SEC Staff No-Action Letter on UK Bail-In Securities Exchange
Summary
The SEC Division of Corporation Finance issued a no-action letter on April 10, 2026, responding to the Bank of England regarding the application of Securities Act registration requirements to securities exchanged in UK bail-in scenarios. The letter confirmed the Staff would not recommend enforcement action for exchanges of Bail-In Securities through the PROPPs mechanism (Potential Rights to Onward Property or Proceeds) under Section 3(a)(9), where no commission or remuneration is paid for soliciting such exchange. SEC Chair Paul Atkins also directed the Division to prepare a rulemaking recommendation for a potential permanent exemption for securities issued in connection with regulatory bail-ins.

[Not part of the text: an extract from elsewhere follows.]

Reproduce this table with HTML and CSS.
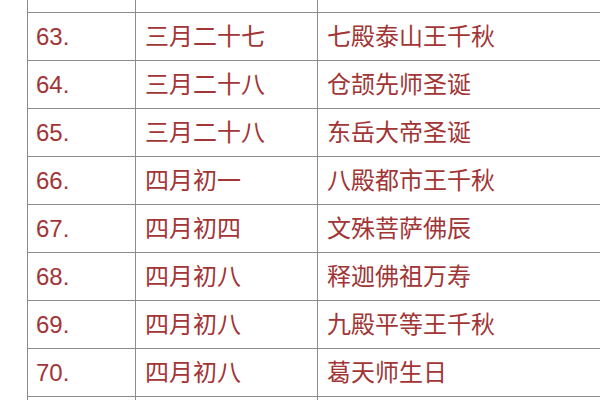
FILE: index.html
```html
<!DOCTYPE html>
<html lang="zh">
<head>
<meta charset="utf-8">
<link rel="stylesheet" href="styles.css">
</head>
<body>
<div class="viewport">
<table class="festivals">
<colgroup><col class="c-num"><col class="c-date"><col class="c-name"></colgroup>
<tbody>
<tr><td class="num">62.</td><td>三月二十六</td><td>鬼谷先师千秋</td></tr>
<tr><td class="num">63.</td><td>三月二十七</td><td>七殿泰山王千秋</td></tr>
<tr><td class="num">64.</td><td>三月二十八</td><td>仓颉先师圣诞</td></tr>
<tr><td class="num">65.</td><td>三月二十八</td><td>东岳大帝圣诞</td></tr>
<tr><td class="num">66.</td><td>四月初一</td><td>八殿都市王千秋</td></tr>
<tr><td class="num">67.</td><td>四月初四</td><td>文殊菩萨佛辰</td></tr>
<tr><td class="num">68.</td><td>四月初八</td><td>释迦佛祖万寿</td></tr>
<tr><td class="num">69.</td><td>四月初八</td><td>九殿平等王千秋</td></tr>
<tr><td class="num">70.</td><td>四月初八</td><td>葛天师生日</td></tr>
<tr><td class="num">71.</td><td>四月初八</td><td>浴佛节</td></tr>
</tbody>
</table>
</div>
</body>
</html>
```
FILE: styles.css
```css
html, body {
  margin: 0;
  padding: 0;
  background: #ffffff;
}
.viewport {
  width: 600px;
  height: 400px;
  overflow: hidden;
}
.festivals {
  border-collapse: collapse;
  table-layout: fixed;
  width: 640px;
  margin-left: 27px;
  margin-top: -36px;
  font-family: "Liberation Sans", "Noto Sans CJK SC", sans-serif;
  font-size: 24px;
  color: #a23535;
}
.c-num { width: 108px; }
.c-date { width: 182px; }
.festivals td {
  border: 1px solid #8c8c8c;
  height: 48px;
  padding: 0 0 0 9px;
  box-sizing: border-box;
  vertical-align: middle;
  line-height: 30px;
  white-space: nowrap;
}
.festivals td.num {
  padding-left: 8px;
}
```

Bank holding companies and UK banks with outstanding Bail-In Securities (Additional Tier 1 capital instruments, Tier 2 capital securities) should review their resolution planning disclosures to confirm that bail-in risk factors and the mandatory nature of bail-in at point of resolution are adequately addressed in offering documents. Counsel advising on cross-border resolution structures can rely on the Section 3(a)(9) analysis for the PROPPs mechanism as articulated, while monitoring for the forthcoming SEC rulemaking that Chair Atkins has directed the Division to prepare.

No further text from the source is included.